--- Start of MATERIAL ---
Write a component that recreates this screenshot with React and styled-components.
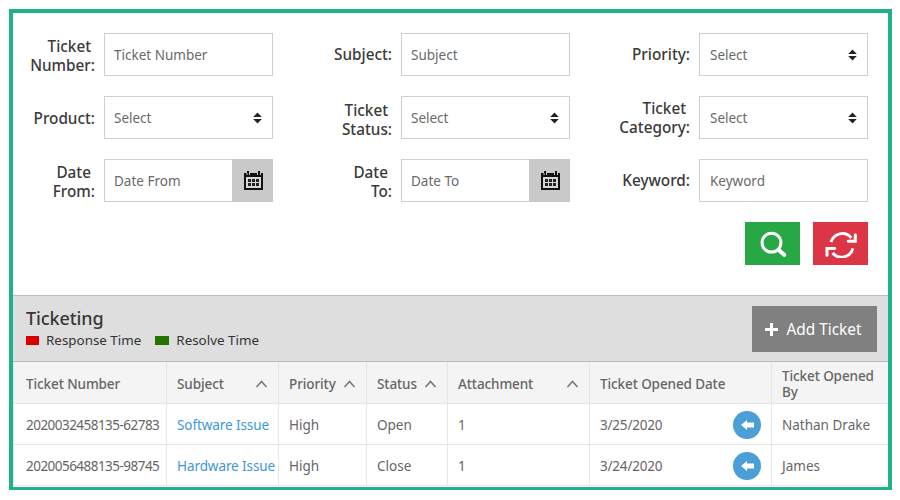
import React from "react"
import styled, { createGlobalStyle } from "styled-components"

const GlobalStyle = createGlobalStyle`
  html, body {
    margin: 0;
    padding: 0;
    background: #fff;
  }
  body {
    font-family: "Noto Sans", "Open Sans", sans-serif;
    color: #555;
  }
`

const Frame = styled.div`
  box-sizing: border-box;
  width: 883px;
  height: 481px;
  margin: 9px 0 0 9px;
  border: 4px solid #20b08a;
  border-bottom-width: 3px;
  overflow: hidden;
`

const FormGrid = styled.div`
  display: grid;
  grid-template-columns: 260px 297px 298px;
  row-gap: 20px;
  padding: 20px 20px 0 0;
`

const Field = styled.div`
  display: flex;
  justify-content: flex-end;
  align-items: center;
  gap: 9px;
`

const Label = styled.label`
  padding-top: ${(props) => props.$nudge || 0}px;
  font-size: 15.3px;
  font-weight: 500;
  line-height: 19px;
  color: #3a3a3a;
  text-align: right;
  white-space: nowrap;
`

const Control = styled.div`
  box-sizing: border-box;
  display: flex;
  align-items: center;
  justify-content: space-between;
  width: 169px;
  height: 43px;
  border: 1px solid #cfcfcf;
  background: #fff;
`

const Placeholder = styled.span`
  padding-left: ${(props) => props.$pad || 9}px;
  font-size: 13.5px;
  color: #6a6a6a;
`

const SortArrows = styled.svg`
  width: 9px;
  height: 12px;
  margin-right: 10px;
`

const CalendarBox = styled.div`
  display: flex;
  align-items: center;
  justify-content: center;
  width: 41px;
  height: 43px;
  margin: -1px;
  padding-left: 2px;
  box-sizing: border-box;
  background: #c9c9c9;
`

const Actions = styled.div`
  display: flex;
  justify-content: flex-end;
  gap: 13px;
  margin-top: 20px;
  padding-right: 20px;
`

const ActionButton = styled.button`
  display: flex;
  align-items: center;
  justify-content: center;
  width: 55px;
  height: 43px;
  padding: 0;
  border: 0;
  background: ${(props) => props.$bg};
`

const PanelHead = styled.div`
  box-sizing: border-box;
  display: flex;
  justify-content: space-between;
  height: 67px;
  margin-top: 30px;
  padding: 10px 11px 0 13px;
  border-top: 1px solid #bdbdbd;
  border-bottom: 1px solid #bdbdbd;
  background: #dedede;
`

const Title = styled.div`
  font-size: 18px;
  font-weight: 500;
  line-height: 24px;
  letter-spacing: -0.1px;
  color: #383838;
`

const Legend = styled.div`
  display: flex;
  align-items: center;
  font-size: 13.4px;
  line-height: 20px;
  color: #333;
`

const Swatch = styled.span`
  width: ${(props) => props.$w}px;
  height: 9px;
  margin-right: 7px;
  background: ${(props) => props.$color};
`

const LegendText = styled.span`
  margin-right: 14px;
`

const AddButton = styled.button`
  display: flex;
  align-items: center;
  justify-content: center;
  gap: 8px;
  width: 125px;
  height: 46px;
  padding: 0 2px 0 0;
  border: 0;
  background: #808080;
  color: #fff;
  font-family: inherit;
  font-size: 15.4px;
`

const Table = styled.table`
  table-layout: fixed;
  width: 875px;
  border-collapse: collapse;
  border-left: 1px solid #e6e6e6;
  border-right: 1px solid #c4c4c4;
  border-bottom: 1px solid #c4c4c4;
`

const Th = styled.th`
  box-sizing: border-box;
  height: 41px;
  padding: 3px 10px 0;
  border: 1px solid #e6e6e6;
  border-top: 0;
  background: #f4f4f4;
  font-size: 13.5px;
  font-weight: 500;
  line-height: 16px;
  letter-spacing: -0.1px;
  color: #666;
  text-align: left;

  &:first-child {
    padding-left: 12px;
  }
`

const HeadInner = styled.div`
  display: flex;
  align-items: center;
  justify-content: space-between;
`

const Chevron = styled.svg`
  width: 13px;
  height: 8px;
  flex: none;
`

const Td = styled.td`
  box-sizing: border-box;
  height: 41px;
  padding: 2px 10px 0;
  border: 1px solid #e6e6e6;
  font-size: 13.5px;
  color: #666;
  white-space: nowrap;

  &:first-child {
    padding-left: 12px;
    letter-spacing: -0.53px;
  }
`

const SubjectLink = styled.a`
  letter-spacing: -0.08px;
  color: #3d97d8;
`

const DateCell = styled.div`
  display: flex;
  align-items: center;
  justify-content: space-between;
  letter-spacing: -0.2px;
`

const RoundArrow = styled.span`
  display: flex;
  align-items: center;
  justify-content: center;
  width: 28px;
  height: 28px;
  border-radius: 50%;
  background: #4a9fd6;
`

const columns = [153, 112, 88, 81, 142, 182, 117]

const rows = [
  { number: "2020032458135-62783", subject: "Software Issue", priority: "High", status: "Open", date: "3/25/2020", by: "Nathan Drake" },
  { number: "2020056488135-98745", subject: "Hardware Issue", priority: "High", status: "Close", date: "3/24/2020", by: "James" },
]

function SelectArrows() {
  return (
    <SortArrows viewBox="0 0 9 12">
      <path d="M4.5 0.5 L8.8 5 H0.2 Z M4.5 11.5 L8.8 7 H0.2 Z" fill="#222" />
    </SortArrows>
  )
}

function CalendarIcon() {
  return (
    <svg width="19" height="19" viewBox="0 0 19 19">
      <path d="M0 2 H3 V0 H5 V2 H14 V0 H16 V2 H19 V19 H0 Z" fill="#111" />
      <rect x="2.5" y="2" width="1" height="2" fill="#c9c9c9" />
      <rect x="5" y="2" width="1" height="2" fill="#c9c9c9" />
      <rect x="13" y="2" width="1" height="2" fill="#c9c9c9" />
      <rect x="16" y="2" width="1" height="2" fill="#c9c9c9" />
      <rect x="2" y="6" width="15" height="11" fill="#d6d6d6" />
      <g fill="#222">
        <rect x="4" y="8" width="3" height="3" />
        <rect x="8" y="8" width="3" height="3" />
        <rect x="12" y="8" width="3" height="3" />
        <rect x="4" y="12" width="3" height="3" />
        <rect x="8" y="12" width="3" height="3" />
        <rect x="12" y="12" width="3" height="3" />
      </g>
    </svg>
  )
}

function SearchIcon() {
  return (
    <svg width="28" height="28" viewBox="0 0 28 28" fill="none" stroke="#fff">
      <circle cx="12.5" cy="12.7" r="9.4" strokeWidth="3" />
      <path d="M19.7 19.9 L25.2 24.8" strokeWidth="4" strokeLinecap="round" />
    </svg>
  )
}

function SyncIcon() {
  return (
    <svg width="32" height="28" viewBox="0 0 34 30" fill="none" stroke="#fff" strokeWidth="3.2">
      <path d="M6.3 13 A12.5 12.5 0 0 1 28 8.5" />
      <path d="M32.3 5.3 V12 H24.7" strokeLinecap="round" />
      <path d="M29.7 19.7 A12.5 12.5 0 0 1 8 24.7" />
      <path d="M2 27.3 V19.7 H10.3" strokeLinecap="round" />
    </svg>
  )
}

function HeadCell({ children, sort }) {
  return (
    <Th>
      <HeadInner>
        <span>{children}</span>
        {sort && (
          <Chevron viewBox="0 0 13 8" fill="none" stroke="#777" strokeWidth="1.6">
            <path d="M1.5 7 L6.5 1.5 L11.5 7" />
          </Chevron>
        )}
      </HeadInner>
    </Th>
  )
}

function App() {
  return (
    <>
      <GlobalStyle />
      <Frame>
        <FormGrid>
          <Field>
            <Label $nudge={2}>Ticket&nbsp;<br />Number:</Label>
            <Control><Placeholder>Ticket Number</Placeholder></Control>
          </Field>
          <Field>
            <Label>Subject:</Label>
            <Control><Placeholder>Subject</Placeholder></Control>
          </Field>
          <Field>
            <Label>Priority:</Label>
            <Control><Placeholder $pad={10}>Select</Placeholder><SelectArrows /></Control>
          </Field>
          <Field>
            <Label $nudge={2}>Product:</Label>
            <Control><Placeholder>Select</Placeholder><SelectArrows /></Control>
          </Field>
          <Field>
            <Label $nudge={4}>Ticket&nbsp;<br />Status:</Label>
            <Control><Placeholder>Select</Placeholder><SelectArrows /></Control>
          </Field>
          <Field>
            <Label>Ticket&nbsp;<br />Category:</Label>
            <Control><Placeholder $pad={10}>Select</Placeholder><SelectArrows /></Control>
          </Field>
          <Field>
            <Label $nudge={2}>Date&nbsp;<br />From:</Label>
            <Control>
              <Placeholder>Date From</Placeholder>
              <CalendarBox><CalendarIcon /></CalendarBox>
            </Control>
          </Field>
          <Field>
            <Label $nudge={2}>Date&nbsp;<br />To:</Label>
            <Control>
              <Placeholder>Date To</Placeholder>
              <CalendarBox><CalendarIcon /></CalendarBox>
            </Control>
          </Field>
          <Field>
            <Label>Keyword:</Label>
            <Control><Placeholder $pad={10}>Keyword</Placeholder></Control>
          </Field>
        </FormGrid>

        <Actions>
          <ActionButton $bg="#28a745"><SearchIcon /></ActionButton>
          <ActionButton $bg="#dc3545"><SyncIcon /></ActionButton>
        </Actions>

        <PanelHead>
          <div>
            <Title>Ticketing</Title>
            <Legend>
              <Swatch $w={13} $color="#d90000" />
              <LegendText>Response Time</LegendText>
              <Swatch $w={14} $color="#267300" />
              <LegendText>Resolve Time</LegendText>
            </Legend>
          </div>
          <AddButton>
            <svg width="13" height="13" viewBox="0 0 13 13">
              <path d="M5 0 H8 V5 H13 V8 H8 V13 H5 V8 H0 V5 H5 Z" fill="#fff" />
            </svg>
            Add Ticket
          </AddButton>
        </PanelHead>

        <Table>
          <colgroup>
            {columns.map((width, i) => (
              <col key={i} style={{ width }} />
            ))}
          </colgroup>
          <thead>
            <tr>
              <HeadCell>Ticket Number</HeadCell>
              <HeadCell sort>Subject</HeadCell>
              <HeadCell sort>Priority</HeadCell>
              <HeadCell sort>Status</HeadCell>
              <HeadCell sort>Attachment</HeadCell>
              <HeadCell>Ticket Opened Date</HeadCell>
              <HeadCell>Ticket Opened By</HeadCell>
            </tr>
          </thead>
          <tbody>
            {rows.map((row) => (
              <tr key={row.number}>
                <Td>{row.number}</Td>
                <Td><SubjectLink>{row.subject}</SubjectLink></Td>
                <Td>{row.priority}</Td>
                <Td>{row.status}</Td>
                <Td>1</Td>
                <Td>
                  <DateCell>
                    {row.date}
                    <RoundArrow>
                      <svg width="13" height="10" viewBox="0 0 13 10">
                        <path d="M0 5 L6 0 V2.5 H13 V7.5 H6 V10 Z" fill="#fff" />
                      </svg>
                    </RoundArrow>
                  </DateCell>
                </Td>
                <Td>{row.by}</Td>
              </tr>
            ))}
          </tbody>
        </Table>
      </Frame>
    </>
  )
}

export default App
--- End of MATERIAL ---
**YOUR GOAL**.
Find the lines above holding the word "components" and show them.

**IN RESPONSE**.
Write a component that recreates this screenshot with React and styled-components.
import styled, { createGlobalStyle } from "styled-components"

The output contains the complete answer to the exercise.